### Material
** begin **

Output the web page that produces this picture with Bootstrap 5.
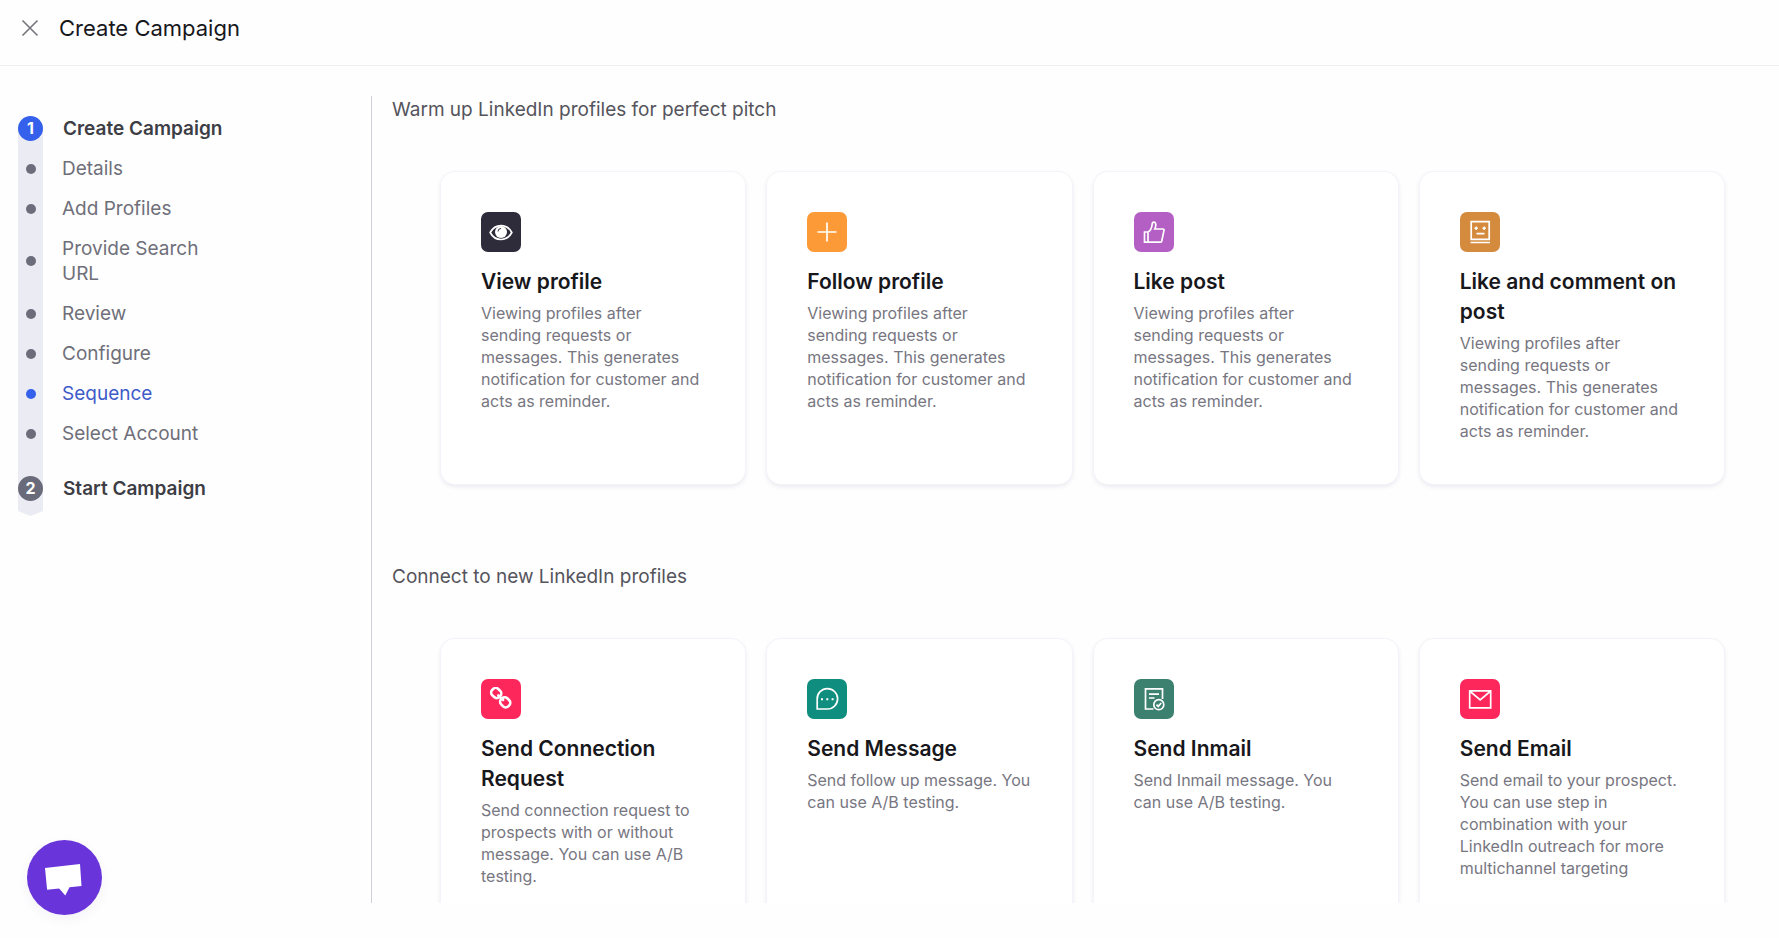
<!DOCTYPE html>
<html lang="en">
<head>
<meta charset="utf-8">
<meta name="viewport" content="width=device-width, initial-scale=1">
<title>Create Campaign</title>
<link rel="stylesheet" href="https://cdn.jsdelivr.net/npm/bootstrap@5.3.0/dist/css/bootstrap.min.css">
<style>
  body { font-family: Inter, "Open Sans", sans-serif; background: #fefefe; color: #17171c; }
  .topbar { height: 66px; padding: 0 20px 9px; gap: 19px; border-bottom: 1px solid #f0edf3; }
  .topbar h1 { font-size: 22px; line-height: 28px; font-weight: 400; }
  .close-btn { width: 20px; height: 20px; color: #77757c; }
  .workspace { padding: 30px 0 35px; min-height: 0; }

  /* step navigation */
  .sidebar { flex: 0 0 371px; padding: 20px 18px 0; }
  .steps { gap: 15px; padding-bottom: 15px; font-size: 19px; line-height: 25px; }
  .steps::before {
    content: ""; position: absolute; z-index: -1; top: 12px; bottom: 0; left: 0; width: 25px;
    background: #ebebf4; clip-path: polygon(0 0, 100% 0, 100% calc(100% - 5px), 50% 100%, 0 calc(100% - 5px));
  }
  .steps li { display: flex; align-items: center; gap: 19px; }
  .steps .major { gap: 20px; }
  .steps a { color: #6f6f7a; text-decoration: none; max-width: 150px; }
  .steps .major a { color: #3d3d45; font-weight: 600; max-width: none; }
  .steps .last { margin-top: 15px; }
  .marker { flex: 0 0 25px; height: 25px; display: grid; place-items: center; border-radius: 50%; color: #fff; font-size: 16px; font-weight: 700; }
  .major .marker { background: #696b7a; }
  .major.current .marker { background: #3460eb; }
  .minor .marker::before { content: ""; width: 10px; height: 10px; border-radius: 50%; background: #6c6d7a; }
  .minor.active .marker::before { background: #3460eb; }
  .steps .active a { color: #3e5bc9; }

  /* action cards */
  .panel { border-left: 1px solid #d2d0d7; padding: 0 55px 0 20px; overflow-y: auto; scrollbar-width: none; }
  .panel::-webkit-scrollbar { display: none; }
  .panel section { margin-bottom: 79px; }
  .panel h2 { font-size: 19px; line-height: 27px; font-weight: 400; color: #55545c; margin: 0 0 49px; }
  .action-grid { display: grid; grid-template-columns: repeat(4, minmax(0, 1fr)); grid-auto-rows: minmax(312px, auto); gap: 22px; padding-left: 49px; }
  .action-card { border: 0; border-radius: 14px; background: #fff; padding: 40px; box-shadow: 0 0 0 1px #f6f2f9, 0 2px 5px rgba(60, 35, 100, .12); }
  .action-card h3 { font-size: 21px; line-height: 30px; font-weight: 600; margin: 15px 0 5px; }
  .action-card p { font-size: 16px; line-height: 22px; color: #777681; margin: 0; }
  .tile { width: 40px; height: 40px; border-radius: 7px; display: grid; place-items: center; color: #fff; }
  .tile svg { width: 24px; height: 24px; fill: none; stroke: currentColor; stroke-width: 1.7; }

  .chat-btn { width: 75px; height: 75px; left: 27px; bottom: 23px; background: #6935da; box-shadow: 0 4px 12px rgba(60, 30, 120, .06); }
</style>
</head>
<body>
<div class="d-flex flex-column vh-100 overflow-hidden">
  <header class="topbar d-flex align-items-center flex-shrink-0">
    <button type="button" class="close-btn btn p-0 border-0 d-flex align-items-center justify-content-center" aria-label="Close">
      <svg width="18" height="18" viewBox="0 0 18 18" fill="none" stroke="currentColor" stroke-width="1.6"><path d="M1.500 1.500l15 15M16.500 1.500l-15 15"/></svg>
    </button>
    <h1 class="m-0">Create Campaign</h1>
  </header>

  <div class="workspace d-flex flex-grow-1">
    <nav class="sidebar" aria-label="Campaign steps">
      <ol class="steps list-unstyled d-flex flex-column position-relative z-0 m-0">
        <li class="major current"><span class="marker">1</span><a href="#">Create Campaign</a></li>
        <li class="minor"><span class="marker"></span><a href="#">Details</a></li>
        <li class="minor"><span class="marker"></span><a href="#">Add Profiles</a></li>
        <li class="minor"><span class="marker"></span><a href="#">Provide Search URL</a></li>
        <li class="minor"><span class="marker"></span><a href="#">Review</a></li>
        <li class="minor"><span class="marker"></span><a href="#">Configure</a></li>
        <li class="minor active"><span class="marker"></span><a href="#" aria-current="step">Sequence</a></li>
        <li class="minor"><span class="marker"></span><a href="#">Select Account</a></li>
        <li class="major last"><span class="marker">2</span><a href="#">Start Campaign</a></li>
      </ol>
    </nav>

    <main class="panel flex-grow-1">
      <section>
        <h2>Warm up LinkedIn profiles for perfect pitch</h2>
        <div class="action-grid">
          <article class="action-card card">
            <div class="tile" style="background:#2e2b3b"><svg viewBox="0 0 24 24"><path d="M1.2 12.5C6 3.200 18 3.200 22.800 12.500 18 21.800 6 21.800 1.200 12.500z"/><circle cx="12" cy="12" r="6" fill="currentColor" stroke="none"/><path d="M9 11.500a3 3 0 0 1 3-3" stroke="#2e2b3b" stroke-width="1"/></svg></div>
            <h3>View profile</h3>
            <p>Viewing profiles after sending requests or messages. This generates notification for customer and acts as reminder.</p>
          </article>
          <article class="action-card card">
            <div class="tile" style="background:#fc9a37"><svg viewBox="0 0 24 24"><path d="M12 2.500v19M2.500 12h19"/></svg></div>
            <h3>Follow profile</h3>
            <p>Viewing profiles after sending requests or messages. This generates notification for customer and acts as reminder.</p>
          </article>
          <article class="action-card card">
            <div class="tile" style="background:#b35fc3"><svg viewBox="0 0 24 24"><path d="M2.500 12h3.500v10.200H2.500zM6 12c3-1.500 3.800-4 4.200-8 .3-2.800 3.600-2.200 3.600.6 0 2-.5 3.600-1 4.400h8.200c.9 0 1.200.6 1 1.400l-2.300 10.800c-.2.700-.6 1-1.300 1H6"/></svg></div>
            <h3>Like post</h3>
            <p>Viewing profiles after sending requests or messages. This generates notification for customer and acts as reminder.</p>
          </article>
          <article class="action-card card">
            <div class="tile" style="background:#d58b3e"><svg viewBox="0 0 24 24"><path d="M3.200 1.700h18v17.600h-18zM2.500 22.500h19.500M8.500 13.700h8"/><path d="M6.500 8.200h3.400M8.200 6.500v3.400M14.500 8.200h3.400M16.200 6.500v3.400" stroke-width="1.500"/></svg></div>
            <h3>Like and comment on post</h3>
            <p>Viewing profiles after sending requests or messages. This generates notification for customer and acts as reminder.</p>
          </article>
        </div>
      </section>

      <section>
        <h2>Connect to new LinkedIn profiles</h2>
        <div class="action-grid">
          <article class="action-card card">
            <div class="tile" style="background:#fd275b"><svg viewBox="0 0 24 24"><g stroke-width="2.600"><rect x="2.200" y="1.700" width="10" height="8.600" rx="3.600" transform="rotate(45 7.200 6)"/><rect x="11.200" y="11" width="10" height="8.600" rx="3.600" transform="rotate(45 16.200 15.300)"/><path d="M9.200 8.300l5 4.800" stroke-linecap="round" stroke-width="2.400"/></g></svg></div>
            <h3>Send Connection Request</h3>
            <p>Send connection request to prospects with or without message. You can use A/B testing.</p>
          </article>
          <article class="action-card card">
            <div class="tile" style="background:#0f8d7e"><svg viewBox="0 0 24 24"><path d="M2.200 22V12A10.200 10.200 0 1 1 12.400 22z"/><path d="M6 12.300h2M11.300 12.300h2M16.600 12.300h2" stroke-width="2"/></svg></div>
            <h3>Send Message</h3>
            <p>Send follow up message. You can use A/B testing.</p>
          </article>
          <article class="action-card card">
            <div class="tile" style="background:#3c806f"><svg viewBox="0 0 24 24"><path d="M11.500 22H3.500V1.800h17V12M7 7.200h10M7 11h5.500"/><circle cx="16.800" cy="17.700" r="5"/><path d="M14.500 17.700l1.700 1.700 3-3.400"/></svg></div>
            <h3>Send Inmail</h3>
            <p>Send Inmail message. You can use A/B testing.</p>
          </article>
          <article class="action-card card">
            <div class="tile" style="background:#fd275b"><svg viewBox="0 0 24 24"><path d="M1.700 3.800h21v17h-21zM1.700 4l10.500 9L22.700 4"/></svg></div>
            <h3>Send Email</h3>
            <p>Send email to your prospect. You can use step in combination with your LinkedIn outreach for more multichannel targeting</p>
          </article>
        </div>
      </section>
    </main>
  </div>
</div>

<button type="button" class="chat-btn btn rounded-circle border-0 p-0 position-fixed" aria-label="Open chat">
  <svg class="d-block" width="75" height="75" viewBox="0 0 75 75" fill="#fff"><path d="M18 28l35-4 1.500 22-12 1.200-4.200 8.300-6.200-7-12 1.300z"/></svg>
</button>
<script src="https://cdn.jsdelivr.net/npm/bootstrap@5.3.0/dist/js/bootstrap.bundle.min.js"></script>
</body>
</html>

** end **

Across the material above, count every line holding "with" and write down only the number.

3